If farmers have a great year, they can actually make less money as prices plummet after product floods the market (due to our finite stomachs). Let’s look deeper into those two alternatives:
Convince people to spend more for the same amount of food. This is behind why everything is processed to the point of ultimate convenience with sleek packaging. Any cooking beyond using the microwave has been removed. Everything is in single-serving packages. Every new diet comes with its own line of ready-to-eat stuff in a box. Surprise, everything also gets more expensive! I just noticed that gluten-free pasta costs roughly 3 times as much as traditional pasta. Even terms like “organic” and “free-range” are twisted by marketing and may not mean what you think.

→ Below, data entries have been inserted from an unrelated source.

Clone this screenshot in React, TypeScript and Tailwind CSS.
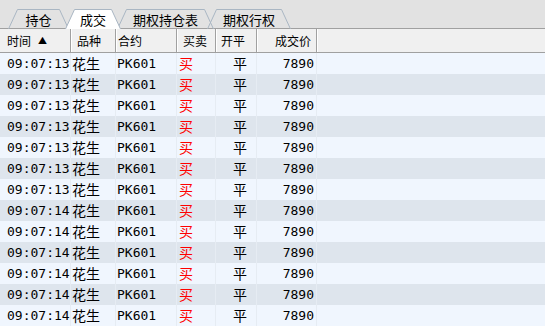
import * as React from 'react'

const cjk = '"Noto Sans CJK SC", "Noto Sans", sans-serif'
const mono = '"DejaVu Sans Mono", "Noto Sans CJK SC", monospace'

const cols = 'grid grid-cols-[71px_45px_61px_39px_41px_60px_1fr]'

const tabs = [
  { label: '持仓', w: 61, ml: 8, active: false },
  { label: '成交', w: 56, ml: -4, active: true },
  { label: '期权持仓表', w: 97, ml: -4, active: false },
  { label: '期权行权', w: 84, ml: -7, active: false },
]

const rows = Array.from({ length: 13 }, (_, i) => ({
  time: i < 7 ? '09:07:13' : '09:07:14',
  name: '花生',
  code: 'PK601',
  side: '买',
  open: '平',
  price: '7890',
}))

const Tab: React.FunctionComponent<{ label: string; w: number; ml: number; active: boolean }> = ({ label, w, ml, active }) => (
  <div
    className={`relative -mb-px flex h-[20px] shrink-0 items-center justify-center ${active ? 'z-10' : ''}`}
    style={{ width: w, marginLeft: ml }}
  >
    <svg className="absolute inset-0" width={w} height={20}>
      <path
        d={`M0.5 20 L9.5 0.5 L${w - 9.5} 0.5 L${w - 0.5} 20`}
        fill={active ? '#ffffff' : 'none'}
        stroke="#a9b6c3"
        strokeWidth={1}
      />
    </svg>
    <span className="relative pt-px text-[13px] leading-none text-black">{label}</span>
  </div>
)

export default function App() {
  return (
    <div className="h-[326px] w-[545px] overflow-hidden bg-[#f0f6fe]" style={{ fontFamily: cjk }}>
      <div className="flex h-[29px] items-end border-b border-[#a0a0a0] bg-[#e2e2e2]">
        {tabs.map((t) => (
          <Tab key={t.label} {...t} />
        ))}
      </div>

      <div className={`${cols} h-[24px] border-b border-[#a0a0a0] bg-[#f0f0f0] text-[12px] leading-none text-black`}>
        <div className="flex items-center border-r border-[#a0a0a0] pl-[7px]">
          时间<span className="ml-[7px] text-[9px]">▲</span>
        </div>
        <div className="flex items-center border-r border-[#a0a0a0] pl-[6px] shadow-[inset_1px_0_0_#fff]">品种</div>
        <div className="flex items-center border-r border-[#a0a0a0] pl-[2px] shadow-[inset_1px_0_0_#fff]">合约</div>
        <div className="flex items-center border-r border-[#a0a0a0] pl-[6px] shadow-[inset_1px_0_0_#fff]">买卖</div>
        <div className="flex items-center border-r border-[#a0a0a0] pl-[5px] shadow-[inset_1px_0_0_#fff]">开平</div>
        <div className="flex items-center justify-end border-r border-[#a0a0a0] pr-[5px] shadow-[inset_1px_0_0_#fff]">成交价</div>
        <div className="shadow-[inset_1px_0_0_#fff]" />
      </div>

      {rows.map((r, i) => (
        <div
          key={i}
          className={`${cols} h-[21px] text-black ${i % 2 === 0 ? 'bg-[#f0f6fe]' : 'bg-[#dee5ed]'}`}
        >
          <div className="flex items-center overflow-hidden whitespace-nowrap border-r border-[#e6ecf3] pl-[7px] text-[13px]" style={{ fontFamily: mono }}>
            {r.time}
          </div>
          <div className="flex items-center border-r border-[#e6ecf3] pl-[1px] text-[14px]">{r.name}</div>
          <div className="flex items-center border-r border-[#e6ecf3] pl-[1px] text-[13px]" style={{ fontFamily: mono }}>
            {r.code}
          </div>
          <div className="flex items-center border-r border-[#e6ecf3] pl-[2px] text-[14px] text-[#ff0000]">{r.side}</div>
          <div className="flex items-center border-r border-[#e6ecf3] pl-[17px] text-[14px]">{r.open}</div>
          <div className="flex items-center justify-end border-r border-[#e6ecf3] pr-[2px] text-[13px]" style={{ fontFamily: mono }}>
            {r.price}
          </div>
          <div />
        </div>
      ))}
    </div>
  )
}
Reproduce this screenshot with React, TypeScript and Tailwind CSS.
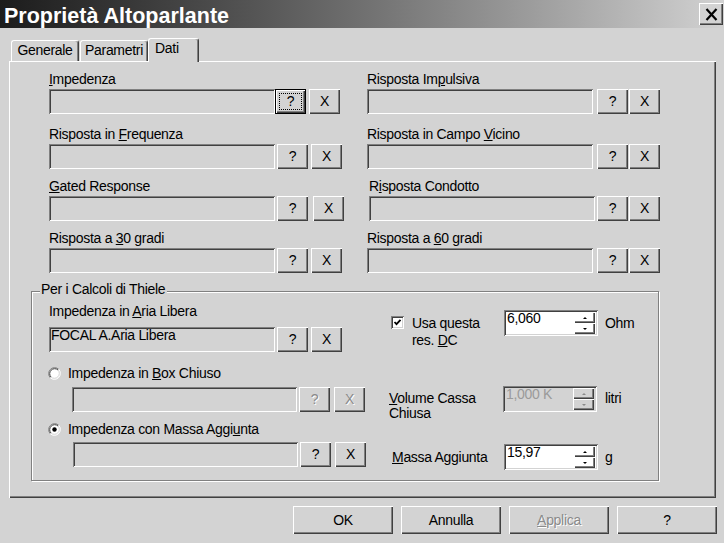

Convince people to eat more food. What we consider an acceptable portion size has increased over the years. From 1982 to 2002, the average pizza slice grew 70 percent in calories. Even the surface area of the average dinner plate expanded by 36 percent between 1960 and 2007 (source). Think of the “Upgrade” or “Combo” feature of many fast food menus. Why just order a sandwich and drink water, when for a little more you can get fries and a soda? Once you order the combo, why not “upgrade” to even larger fries and larger soda for just 50 cents?
This is why we are surrounded by food branding and food marketing. To fight back, we should buy food as close to their whole “raw material” state as possible in order to avoid the middleman (processing). Even though it does take more time, this makes the food we eat both healthier and cheaper overall.